----- Material to process -----

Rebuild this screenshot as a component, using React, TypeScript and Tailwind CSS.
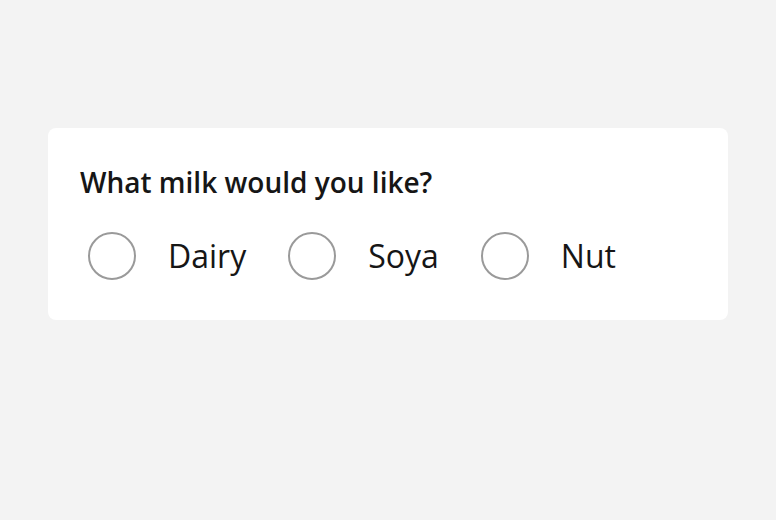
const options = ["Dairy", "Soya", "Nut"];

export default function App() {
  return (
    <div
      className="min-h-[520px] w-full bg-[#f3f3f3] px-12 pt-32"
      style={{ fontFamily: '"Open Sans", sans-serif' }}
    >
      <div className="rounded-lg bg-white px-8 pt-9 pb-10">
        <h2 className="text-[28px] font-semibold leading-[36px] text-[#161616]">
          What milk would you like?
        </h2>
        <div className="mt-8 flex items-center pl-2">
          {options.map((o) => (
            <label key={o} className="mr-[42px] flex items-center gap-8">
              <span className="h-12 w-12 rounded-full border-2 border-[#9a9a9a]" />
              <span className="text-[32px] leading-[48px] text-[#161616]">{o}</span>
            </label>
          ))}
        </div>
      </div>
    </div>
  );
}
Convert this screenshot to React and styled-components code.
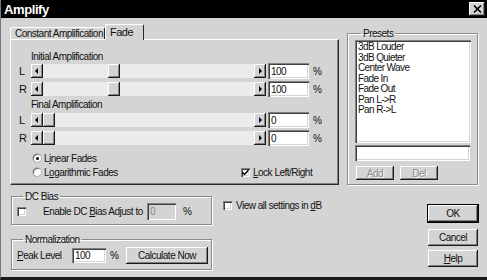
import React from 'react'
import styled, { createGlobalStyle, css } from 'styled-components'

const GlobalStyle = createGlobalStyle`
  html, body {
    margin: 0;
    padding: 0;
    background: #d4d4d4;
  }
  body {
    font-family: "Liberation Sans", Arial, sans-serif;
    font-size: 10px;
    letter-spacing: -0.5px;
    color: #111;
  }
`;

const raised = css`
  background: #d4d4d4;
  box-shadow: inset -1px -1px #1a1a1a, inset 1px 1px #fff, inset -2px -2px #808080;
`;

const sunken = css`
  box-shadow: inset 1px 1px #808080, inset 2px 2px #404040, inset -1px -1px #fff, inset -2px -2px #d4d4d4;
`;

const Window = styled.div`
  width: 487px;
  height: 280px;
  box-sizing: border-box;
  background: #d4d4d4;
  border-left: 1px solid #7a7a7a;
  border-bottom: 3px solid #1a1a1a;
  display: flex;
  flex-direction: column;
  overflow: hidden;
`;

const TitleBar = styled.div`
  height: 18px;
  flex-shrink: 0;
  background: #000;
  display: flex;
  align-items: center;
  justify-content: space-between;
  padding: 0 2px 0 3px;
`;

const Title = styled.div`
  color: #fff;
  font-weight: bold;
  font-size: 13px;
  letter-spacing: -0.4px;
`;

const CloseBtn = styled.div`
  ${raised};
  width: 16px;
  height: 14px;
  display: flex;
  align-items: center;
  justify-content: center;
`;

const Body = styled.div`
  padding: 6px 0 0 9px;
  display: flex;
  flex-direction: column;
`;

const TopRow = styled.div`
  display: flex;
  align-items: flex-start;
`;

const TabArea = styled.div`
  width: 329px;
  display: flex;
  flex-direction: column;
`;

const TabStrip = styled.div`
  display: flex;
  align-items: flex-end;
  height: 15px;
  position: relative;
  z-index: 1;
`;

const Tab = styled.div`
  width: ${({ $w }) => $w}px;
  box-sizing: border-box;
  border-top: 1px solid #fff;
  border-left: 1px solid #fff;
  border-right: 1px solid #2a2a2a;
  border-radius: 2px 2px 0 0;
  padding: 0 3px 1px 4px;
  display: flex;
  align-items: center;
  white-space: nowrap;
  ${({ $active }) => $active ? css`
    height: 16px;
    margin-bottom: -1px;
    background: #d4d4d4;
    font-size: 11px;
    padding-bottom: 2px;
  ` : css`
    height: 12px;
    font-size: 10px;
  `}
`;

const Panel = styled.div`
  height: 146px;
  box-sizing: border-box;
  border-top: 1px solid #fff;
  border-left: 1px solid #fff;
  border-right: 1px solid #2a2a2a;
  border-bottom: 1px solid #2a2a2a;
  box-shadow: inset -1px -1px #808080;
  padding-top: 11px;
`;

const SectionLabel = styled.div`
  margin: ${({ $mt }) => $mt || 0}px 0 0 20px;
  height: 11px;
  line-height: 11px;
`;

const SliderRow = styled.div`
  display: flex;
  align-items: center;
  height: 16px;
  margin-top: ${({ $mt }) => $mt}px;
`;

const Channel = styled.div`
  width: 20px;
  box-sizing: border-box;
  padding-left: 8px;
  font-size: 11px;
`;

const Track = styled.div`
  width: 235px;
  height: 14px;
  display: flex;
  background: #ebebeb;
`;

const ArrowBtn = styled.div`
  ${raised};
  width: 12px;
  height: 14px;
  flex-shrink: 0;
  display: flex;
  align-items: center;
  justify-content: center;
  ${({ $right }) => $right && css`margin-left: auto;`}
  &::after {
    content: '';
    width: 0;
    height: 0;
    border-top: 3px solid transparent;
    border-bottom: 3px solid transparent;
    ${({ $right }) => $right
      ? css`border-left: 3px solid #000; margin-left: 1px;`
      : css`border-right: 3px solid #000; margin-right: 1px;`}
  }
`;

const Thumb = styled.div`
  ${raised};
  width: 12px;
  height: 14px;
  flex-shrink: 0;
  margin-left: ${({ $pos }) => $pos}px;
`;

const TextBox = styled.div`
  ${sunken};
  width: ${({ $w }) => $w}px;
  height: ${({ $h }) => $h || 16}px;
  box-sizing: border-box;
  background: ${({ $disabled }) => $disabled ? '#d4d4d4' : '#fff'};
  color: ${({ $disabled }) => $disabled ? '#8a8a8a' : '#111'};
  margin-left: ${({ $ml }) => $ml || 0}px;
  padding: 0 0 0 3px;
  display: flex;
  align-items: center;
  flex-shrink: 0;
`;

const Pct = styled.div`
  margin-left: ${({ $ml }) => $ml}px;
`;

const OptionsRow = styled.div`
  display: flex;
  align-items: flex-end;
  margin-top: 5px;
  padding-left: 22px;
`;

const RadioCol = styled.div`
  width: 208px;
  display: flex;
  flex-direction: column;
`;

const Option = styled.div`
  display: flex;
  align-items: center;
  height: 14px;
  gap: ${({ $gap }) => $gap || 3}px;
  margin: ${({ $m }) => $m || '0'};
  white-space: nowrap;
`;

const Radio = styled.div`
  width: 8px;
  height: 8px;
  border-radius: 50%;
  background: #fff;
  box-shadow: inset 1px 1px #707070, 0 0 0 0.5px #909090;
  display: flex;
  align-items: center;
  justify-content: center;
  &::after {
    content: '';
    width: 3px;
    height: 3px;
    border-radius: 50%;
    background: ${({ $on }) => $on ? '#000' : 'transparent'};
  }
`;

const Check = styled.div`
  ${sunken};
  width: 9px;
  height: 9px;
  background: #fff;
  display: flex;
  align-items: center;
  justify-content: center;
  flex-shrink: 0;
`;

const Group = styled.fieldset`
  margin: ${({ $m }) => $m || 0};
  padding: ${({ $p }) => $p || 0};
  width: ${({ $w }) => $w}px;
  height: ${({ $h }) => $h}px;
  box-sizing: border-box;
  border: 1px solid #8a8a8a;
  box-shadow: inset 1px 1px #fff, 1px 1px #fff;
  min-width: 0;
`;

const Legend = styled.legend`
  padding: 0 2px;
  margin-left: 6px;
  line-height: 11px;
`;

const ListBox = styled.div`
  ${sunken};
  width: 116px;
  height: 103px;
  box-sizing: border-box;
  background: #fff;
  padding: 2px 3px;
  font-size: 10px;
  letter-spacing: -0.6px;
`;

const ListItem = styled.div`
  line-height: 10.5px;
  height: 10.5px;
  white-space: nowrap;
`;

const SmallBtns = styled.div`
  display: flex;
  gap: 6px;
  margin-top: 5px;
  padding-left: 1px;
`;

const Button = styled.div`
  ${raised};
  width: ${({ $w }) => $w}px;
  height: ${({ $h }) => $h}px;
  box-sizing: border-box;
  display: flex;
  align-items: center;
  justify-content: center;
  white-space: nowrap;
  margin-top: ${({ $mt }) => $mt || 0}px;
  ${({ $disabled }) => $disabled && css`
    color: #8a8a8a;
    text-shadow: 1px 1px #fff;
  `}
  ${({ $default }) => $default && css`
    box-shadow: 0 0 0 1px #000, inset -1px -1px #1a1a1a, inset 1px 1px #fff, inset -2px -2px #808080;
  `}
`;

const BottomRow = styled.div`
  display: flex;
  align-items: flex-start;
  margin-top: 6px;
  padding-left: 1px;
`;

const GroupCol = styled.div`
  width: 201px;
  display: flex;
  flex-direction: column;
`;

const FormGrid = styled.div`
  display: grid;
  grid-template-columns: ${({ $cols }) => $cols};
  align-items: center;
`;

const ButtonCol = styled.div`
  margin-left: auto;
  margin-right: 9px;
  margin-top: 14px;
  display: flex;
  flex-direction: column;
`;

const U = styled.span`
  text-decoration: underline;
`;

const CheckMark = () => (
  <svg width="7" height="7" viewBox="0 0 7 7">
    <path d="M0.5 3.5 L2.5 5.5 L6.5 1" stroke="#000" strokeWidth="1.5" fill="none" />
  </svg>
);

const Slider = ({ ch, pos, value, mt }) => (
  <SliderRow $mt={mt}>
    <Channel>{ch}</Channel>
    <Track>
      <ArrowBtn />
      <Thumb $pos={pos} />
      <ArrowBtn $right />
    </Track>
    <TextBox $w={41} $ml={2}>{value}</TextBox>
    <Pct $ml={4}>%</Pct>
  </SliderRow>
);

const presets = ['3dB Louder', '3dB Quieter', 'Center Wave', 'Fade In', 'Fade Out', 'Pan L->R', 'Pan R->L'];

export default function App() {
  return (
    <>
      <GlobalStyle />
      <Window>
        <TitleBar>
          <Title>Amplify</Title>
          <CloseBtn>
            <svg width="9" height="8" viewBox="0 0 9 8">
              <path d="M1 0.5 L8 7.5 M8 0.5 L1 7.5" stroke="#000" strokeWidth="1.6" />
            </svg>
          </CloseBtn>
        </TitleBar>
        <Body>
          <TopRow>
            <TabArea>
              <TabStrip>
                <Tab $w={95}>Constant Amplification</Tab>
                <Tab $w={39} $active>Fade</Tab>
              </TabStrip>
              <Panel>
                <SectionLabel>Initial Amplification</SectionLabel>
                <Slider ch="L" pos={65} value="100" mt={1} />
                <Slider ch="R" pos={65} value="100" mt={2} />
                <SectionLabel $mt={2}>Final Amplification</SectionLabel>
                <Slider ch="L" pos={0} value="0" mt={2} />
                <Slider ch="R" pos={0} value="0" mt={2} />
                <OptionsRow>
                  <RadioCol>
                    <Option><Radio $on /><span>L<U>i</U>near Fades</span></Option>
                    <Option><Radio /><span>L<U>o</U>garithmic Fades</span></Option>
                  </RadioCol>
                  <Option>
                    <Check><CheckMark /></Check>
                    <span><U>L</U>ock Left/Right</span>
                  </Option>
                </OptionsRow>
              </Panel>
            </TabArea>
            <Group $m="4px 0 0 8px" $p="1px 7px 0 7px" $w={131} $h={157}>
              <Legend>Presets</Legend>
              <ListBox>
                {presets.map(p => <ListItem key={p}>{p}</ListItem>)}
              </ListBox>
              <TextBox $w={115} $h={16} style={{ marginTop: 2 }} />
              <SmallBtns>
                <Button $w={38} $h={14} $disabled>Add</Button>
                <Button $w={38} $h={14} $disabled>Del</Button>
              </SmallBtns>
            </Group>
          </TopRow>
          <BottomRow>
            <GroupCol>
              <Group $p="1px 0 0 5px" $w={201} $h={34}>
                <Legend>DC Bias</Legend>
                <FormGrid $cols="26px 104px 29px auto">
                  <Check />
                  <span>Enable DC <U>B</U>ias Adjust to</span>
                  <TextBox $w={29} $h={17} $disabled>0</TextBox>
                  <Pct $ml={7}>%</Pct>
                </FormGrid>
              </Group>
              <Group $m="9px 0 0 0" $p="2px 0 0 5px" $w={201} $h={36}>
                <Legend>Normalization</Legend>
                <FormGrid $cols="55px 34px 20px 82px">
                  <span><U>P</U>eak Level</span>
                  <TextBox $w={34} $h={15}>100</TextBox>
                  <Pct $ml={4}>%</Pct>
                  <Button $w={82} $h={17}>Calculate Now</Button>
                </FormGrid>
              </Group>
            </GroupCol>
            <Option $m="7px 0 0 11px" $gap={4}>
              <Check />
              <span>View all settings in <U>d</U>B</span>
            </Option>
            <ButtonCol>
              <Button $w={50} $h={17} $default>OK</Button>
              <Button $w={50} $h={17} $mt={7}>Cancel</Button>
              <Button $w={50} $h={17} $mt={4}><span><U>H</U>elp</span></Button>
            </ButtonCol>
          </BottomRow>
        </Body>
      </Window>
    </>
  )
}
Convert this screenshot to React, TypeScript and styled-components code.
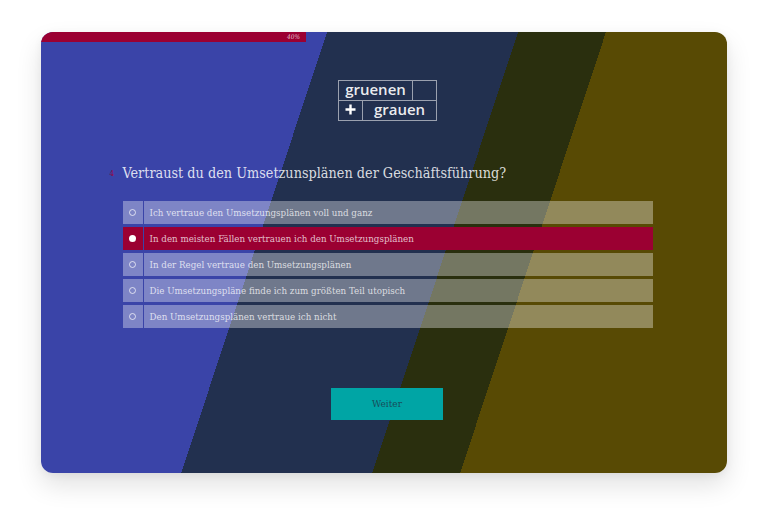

-----

To do: Locate the word "TypeScript" in the entries, and copy every line where it is found.

Result below:
Rebuild this screenshot as a component, using React, TypeScript and Tailwind CSS.
Convert this screenshot to React, TypeScript and styled-components code.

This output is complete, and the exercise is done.